## Task details
Open with the line that has "Output the component"; close with the line that has "const [open, setOpen] = useState(false);". Retype those lines exactly, images excluded.

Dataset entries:

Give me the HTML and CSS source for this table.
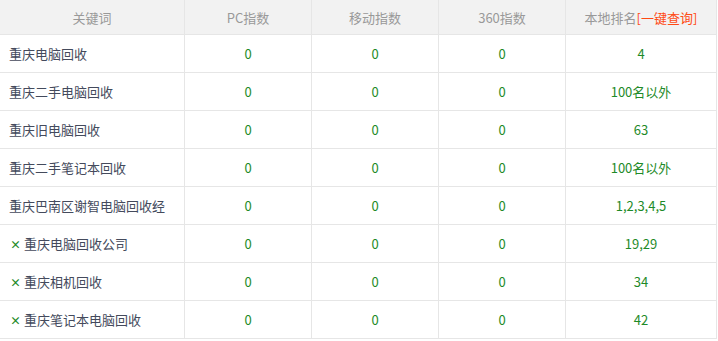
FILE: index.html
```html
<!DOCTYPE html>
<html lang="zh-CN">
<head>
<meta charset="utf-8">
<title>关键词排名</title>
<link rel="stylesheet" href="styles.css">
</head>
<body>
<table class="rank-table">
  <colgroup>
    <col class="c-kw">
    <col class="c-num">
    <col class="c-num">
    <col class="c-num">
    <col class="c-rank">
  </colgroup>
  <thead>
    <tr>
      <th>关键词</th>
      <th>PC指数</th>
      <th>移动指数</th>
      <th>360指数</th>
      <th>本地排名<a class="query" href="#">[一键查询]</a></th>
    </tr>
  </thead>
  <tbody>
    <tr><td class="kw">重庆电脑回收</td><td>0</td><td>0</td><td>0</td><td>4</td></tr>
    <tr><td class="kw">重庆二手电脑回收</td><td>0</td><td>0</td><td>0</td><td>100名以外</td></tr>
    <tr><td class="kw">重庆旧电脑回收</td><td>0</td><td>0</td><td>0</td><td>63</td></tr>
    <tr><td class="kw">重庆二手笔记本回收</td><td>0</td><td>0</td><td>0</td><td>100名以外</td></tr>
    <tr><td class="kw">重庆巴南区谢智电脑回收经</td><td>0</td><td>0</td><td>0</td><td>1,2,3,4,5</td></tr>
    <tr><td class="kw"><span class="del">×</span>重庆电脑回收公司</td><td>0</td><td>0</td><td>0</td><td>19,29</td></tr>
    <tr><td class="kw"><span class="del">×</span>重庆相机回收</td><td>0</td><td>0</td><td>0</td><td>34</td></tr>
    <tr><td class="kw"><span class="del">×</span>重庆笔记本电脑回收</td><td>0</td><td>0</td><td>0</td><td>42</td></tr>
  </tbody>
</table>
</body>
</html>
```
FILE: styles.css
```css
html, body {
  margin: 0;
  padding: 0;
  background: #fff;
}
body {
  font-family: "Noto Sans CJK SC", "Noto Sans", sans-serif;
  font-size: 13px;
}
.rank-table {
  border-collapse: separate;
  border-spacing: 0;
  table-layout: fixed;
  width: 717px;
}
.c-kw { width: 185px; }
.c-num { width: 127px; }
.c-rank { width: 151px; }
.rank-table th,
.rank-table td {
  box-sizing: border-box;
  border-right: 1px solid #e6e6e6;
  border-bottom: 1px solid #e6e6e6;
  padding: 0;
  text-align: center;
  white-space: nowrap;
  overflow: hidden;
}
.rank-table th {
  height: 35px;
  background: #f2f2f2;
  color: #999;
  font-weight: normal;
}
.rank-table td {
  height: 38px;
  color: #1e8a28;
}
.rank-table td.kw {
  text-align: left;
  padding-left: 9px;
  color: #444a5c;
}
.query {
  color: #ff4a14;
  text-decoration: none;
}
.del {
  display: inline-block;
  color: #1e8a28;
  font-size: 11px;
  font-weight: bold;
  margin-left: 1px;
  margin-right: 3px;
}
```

---

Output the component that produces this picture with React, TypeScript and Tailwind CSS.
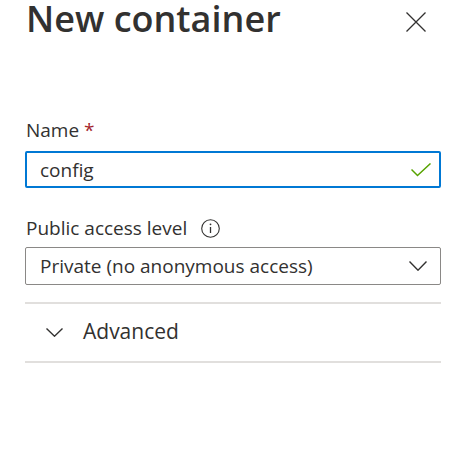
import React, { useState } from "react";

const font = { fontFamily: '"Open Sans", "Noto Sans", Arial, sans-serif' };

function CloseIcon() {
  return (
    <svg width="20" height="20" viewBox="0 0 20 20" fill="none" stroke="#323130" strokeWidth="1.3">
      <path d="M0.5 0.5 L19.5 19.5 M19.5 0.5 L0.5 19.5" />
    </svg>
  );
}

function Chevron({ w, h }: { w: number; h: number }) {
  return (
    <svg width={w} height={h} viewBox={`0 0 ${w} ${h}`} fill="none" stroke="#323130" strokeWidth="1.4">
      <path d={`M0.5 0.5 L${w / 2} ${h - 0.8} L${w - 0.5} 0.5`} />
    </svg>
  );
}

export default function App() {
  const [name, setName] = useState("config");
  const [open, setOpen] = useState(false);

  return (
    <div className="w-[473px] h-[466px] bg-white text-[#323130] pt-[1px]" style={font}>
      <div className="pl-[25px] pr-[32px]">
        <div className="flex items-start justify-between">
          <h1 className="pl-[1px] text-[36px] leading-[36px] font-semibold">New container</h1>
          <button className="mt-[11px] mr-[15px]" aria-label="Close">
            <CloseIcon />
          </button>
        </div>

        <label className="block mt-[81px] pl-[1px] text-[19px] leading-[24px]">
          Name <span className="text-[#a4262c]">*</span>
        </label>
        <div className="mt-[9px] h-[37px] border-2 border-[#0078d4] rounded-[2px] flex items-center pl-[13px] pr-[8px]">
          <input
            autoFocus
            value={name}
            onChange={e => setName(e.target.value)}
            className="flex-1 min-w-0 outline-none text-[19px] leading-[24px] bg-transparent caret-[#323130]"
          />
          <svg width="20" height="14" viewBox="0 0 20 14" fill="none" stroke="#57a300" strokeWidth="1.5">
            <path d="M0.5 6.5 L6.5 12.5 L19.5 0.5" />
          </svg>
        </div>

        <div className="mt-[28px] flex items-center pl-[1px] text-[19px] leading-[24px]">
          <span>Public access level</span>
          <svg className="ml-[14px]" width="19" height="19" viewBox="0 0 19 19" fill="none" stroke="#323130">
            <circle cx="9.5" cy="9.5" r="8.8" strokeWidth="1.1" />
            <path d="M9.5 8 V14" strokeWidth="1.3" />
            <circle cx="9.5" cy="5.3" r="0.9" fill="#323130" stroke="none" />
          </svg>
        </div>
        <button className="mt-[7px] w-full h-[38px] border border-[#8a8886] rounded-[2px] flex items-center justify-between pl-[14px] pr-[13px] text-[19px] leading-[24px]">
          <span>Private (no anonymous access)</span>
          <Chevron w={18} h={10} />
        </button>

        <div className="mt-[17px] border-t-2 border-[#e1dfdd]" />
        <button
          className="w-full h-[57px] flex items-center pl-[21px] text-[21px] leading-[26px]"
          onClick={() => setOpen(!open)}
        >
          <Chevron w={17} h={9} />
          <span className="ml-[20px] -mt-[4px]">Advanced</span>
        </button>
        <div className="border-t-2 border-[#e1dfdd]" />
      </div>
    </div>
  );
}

## Response below
Output the component that produces this picture with React, TypeScript and Tailwind CSS.
import React, { useState } from "react";

const font = { fontFamily: '"Open Sans", "Noto Sans", Arial, sans-serif' };

function CloseIcon() {
  return (
    <svg width="20" height="20" viewBox="0 0 20 20" fill="none" stroke="#323130" strokeWidth="1.3">
      <path d="M0.5 0.5 L19.5 19.5 M19.5 0.5 L0.5 19.5" />
    </svg>
  );
}

function Chevron({ w, h }: { w: number; h: number }) {
  return (
    <svg width={w} height={h} viewBox={`0 0 ${w} ${h}`} fill="none" stroke="#323130" strokeWidth="1.4">
      <path d={`M0.5 0.5 L${w / 2} ${h - 0.8} L${w - 0.5} 0.5`} />
    </svg>
  );
}

export default function App() {
  const [name, setName] = useState("config");
  const [open, setOpen] = useState(false);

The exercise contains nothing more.